* [What the task requires]: Copy out each line of the data that holds the word "with".

* [Dataset records]:

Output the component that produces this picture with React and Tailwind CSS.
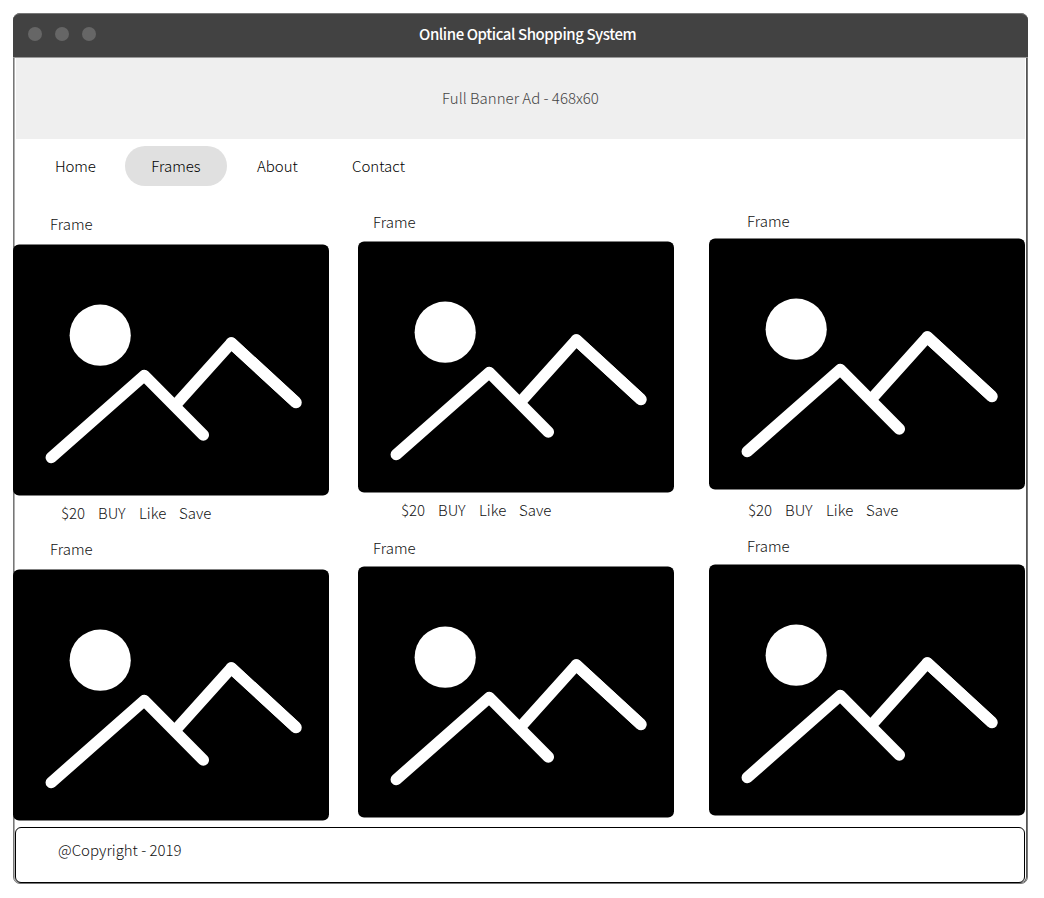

---

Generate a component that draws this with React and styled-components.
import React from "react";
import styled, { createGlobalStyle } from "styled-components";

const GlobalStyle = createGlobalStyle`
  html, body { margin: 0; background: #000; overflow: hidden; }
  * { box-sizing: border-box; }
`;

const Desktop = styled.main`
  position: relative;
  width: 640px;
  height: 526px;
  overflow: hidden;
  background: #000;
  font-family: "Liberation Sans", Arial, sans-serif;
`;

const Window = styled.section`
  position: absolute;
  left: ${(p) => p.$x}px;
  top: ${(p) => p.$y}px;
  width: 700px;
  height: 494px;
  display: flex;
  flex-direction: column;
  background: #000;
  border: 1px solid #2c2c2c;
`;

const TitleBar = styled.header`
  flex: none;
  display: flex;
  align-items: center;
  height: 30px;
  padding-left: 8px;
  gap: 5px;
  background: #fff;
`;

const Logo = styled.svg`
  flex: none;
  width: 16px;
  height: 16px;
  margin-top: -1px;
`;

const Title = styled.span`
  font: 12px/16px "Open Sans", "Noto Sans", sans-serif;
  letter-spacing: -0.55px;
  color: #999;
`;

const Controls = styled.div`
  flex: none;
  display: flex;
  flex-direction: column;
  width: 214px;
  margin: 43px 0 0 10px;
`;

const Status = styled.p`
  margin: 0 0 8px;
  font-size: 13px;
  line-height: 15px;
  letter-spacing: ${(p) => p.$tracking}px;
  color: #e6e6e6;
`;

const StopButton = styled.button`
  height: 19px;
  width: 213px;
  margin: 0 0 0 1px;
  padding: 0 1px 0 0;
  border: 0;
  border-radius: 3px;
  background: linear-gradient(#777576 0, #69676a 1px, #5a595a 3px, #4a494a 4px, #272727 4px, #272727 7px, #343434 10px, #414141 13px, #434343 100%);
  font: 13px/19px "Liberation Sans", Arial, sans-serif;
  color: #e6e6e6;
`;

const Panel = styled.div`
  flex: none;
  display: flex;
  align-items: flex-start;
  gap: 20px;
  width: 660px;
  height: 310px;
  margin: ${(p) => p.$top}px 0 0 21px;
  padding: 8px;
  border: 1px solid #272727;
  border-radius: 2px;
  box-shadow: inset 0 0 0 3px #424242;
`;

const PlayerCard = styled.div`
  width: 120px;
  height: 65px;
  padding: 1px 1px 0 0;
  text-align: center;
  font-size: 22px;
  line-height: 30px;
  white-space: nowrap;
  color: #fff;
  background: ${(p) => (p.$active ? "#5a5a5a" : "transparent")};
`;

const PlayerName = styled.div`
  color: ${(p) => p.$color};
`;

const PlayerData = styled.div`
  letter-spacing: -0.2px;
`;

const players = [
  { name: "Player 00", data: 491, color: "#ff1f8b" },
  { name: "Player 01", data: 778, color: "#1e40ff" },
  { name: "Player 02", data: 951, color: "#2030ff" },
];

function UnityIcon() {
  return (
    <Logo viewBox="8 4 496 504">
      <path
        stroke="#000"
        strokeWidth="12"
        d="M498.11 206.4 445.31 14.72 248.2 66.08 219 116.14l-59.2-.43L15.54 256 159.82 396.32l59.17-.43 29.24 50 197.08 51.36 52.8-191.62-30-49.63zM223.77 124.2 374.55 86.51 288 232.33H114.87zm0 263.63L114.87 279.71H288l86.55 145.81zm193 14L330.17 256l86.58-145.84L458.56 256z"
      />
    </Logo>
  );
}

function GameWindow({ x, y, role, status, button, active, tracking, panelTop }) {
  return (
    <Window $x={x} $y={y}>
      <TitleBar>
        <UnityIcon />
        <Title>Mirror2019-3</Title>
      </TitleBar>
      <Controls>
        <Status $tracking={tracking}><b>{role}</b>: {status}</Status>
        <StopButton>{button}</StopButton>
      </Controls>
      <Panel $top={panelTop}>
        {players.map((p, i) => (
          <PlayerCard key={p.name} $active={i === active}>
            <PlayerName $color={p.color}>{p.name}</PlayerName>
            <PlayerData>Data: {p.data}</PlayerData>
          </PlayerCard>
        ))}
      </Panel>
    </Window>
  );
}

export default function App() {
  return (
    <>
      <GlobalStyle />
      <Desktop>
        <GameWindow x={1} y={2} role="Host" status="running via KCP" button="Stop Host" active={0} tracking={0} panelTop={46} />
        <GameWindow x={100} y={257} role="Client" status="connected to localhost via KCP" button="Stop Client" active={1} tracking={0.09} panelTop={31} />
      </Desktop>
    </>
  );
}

* [Expected answer]:
Output the component that produces this picture with React and Tailwind CSS.
Generate a component that draws this with React and styled-components.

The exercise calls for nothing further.